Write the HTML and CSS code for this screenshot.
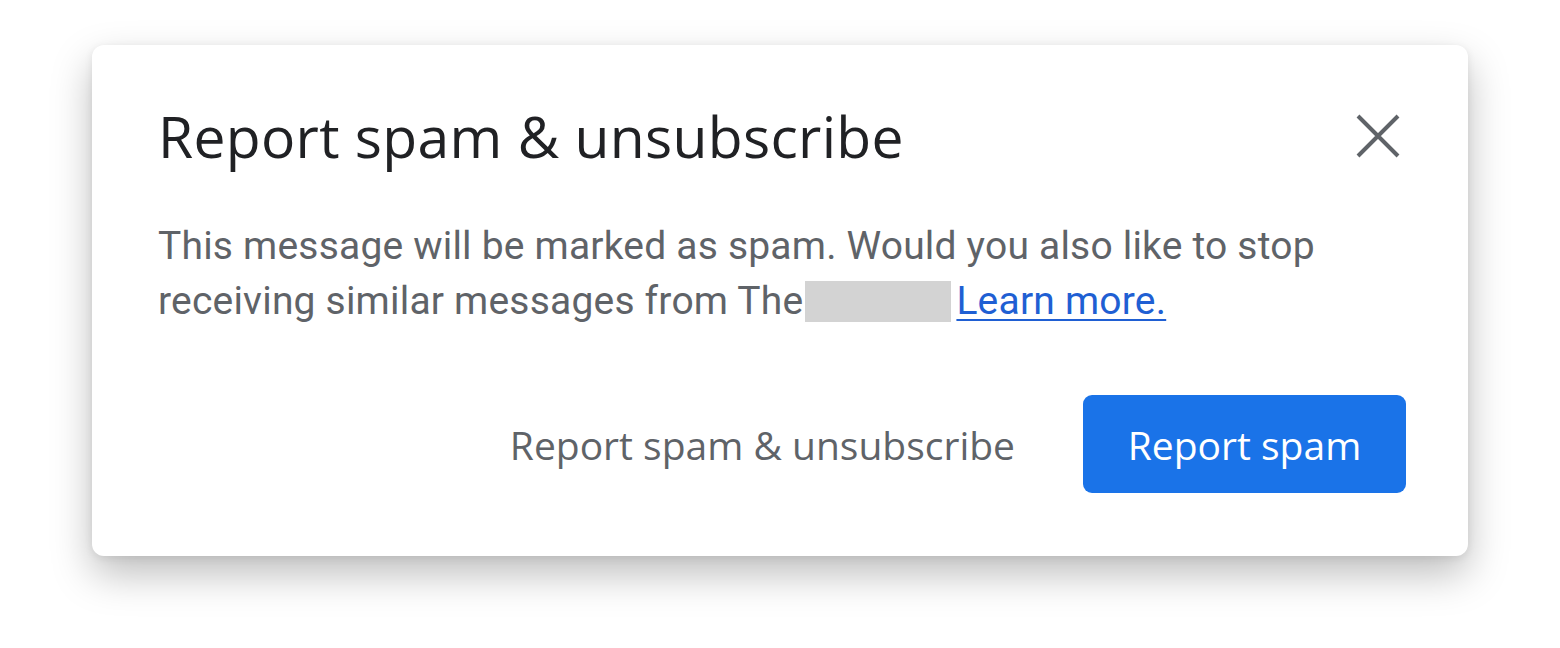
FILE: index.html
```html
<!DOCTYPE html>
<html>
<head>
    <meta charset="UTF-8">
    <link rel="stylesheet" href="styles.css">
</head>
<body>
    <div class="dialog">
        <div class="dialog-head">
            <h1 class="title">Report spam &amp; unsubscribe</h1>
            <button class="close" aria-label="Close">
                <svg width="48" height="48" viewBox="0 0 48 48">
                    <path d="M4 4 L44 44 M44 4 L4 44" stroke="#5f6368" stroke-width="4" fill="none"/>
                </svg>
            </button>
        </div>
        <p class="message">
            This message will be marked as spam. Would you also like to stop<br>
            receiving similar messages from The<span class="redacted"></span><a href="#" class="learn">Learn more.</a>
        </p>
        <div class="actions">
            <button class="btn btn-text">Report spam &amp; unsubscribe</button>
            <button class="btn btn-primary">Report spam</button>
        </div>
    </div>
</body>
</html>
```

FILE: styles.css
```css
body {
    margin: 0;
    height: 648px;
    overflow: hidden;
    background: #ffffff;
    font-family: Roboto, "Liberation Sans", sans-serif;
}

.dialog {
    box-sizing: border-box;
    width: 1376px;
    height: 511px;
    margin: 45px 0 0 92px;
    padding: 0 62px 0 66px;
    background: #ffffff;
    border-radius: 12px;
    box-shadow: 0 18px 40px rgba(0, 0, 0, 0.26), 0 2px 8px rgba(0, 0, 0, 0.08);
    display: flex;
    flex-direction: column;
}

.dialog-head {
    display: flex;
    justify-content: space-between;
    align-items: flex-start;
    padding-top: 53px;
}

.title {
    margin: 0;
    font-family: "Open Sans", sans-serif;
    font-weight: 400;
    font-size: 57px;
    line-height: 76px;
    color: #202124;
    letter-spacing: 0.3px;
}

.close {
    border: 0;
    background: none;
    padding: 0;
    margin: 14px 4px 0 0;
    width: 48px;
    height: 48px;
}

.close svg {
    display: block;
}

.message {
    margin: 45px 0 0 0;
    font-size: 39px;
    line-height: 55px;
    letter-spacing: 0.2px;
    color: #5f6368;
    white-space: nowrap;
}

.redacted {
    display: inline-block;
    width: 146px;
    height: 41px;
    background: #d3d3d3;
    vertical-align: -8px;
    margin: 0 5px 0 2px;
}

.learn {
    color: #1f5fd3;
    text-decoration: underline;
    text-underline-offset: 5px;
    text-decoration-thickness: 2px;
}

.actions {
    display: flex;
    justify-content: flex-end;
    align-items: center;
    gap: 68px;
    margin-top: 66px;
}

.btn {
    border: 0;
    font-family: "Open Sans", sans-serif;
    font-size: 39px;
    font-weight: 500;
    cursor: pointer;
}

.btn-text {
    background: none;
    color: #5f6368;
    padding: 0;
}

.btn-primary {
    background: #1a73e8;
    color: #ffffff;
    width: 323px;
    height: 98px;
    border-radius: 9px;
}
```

━━━

Using the data above, write out every line exactly, leaving the images behind.

Write the HTML and CSS code for this screenshot.
FILE: index.html
```html
<!DOCTYPE html>
<html>
<head>
    <meta charset="UTF-8">
    <link rel="stylesheet" href="styles.css">
</head>
<body>
    <div class="dialog">
        <div class="dialog-head">
            <h1 class="title">Report spam &amp; unsubscribe</h1>
            <button class="close" aria-label="Close">
                <svg width="48" height="48" viewBox="0 0 48 48">
                    <path d="M4 4 L44 44 M44 4 L4 44" stroke="#5f6368" stroke-width="4" fill="none"/>
                </svg>
            </button>
        </div>
        <p class="message">
            This message will be marked as spam. Would you also like to stop<br>
            receiving similar messages from The<span class="redacted"></span><a href="#" class="learn">Learn more.</a>
        </p>
        <div class="actions">
            <button class="btn btn-text">Report spam &amp; unsubscribe</button>
            <button class="btn btn-primary">Report spam</button>
        </div>
    </div>
</body>
</html>
```

FILE: styles.css
```css
body {
    margin: 0;
    height: 648px;
    overflow: hidden;
    background: #ffffff;
    font-family: Roboto, "Liberation Sans", sans-serif;
}

.dialog {
    box-sizing: border-box;
    width: 1376px;
    height: 511px;
    margin: 45px 0 0 92px;
    padding: 0 62px 0 66px;
    background: #ffffff;
    border-radius: 12px;
    box-shadow: 0 18px 40px rgba(0, 0, 0, 0.26), 0 2px 8px rgba(0, 0, 0, 0.08);
    display: flex;
    flex-direction: column;
}

.dialog-head {
    display: flex;
    justify-content: space-between;
    align-items: flex-start;
    padding-top: 53px;
}

.title {
    margin: 0;
    font-family: "Open Sans", sans-serif;
    font-weight: 400;
    font-size: 57px;
    line-height: 76px;
    color: #202124;
    letter-spacing: 0.3px;
}

.close {
    border: 0;
    background: none;
    padding: 0;
    margin: 14px 4px 0 0;
    width: 48px;
    height: 48px;
}

.close svg {
    display: block;
}

.message {
    margin: 45px 0 0 0;
    font-size: 39px;
    line-height: 55px;
    letter-spacing: 0.2px;
    color: #5f6368;
    white-space: nowrap;
}

.redacted {
    display: inline-block;
    width: 146px;
    height: 41px;
    background: #d3d3d3;
    vertical-align: -8px;
    margin: 0 5px 0 2px;
}

.learn {
    color: #1f5fd3;
    text-decoration: underline;
    text-underline-offset: 5px;
    text-decoration-thickness: 2px;
}

.actions {
    display: flex;
    justify-content: flex-end;
    align-items: center;
    gap: 68px;
    margin-top: 66px;
}

.btn {
    border: 0;
    font-family: "Open Sans", sans-serif;
    font-size: 39px;
    font-weight: 500;
    cursor: pointer;
}

.btn-text {
    background: none;
    color: #5f6368;
    padding: 0;
}

.btn-primary {
    background: #1a73e8;
    color: #ffffff;
    width: 323px;
    height: 98px;
    border-radius: 9px;
}
```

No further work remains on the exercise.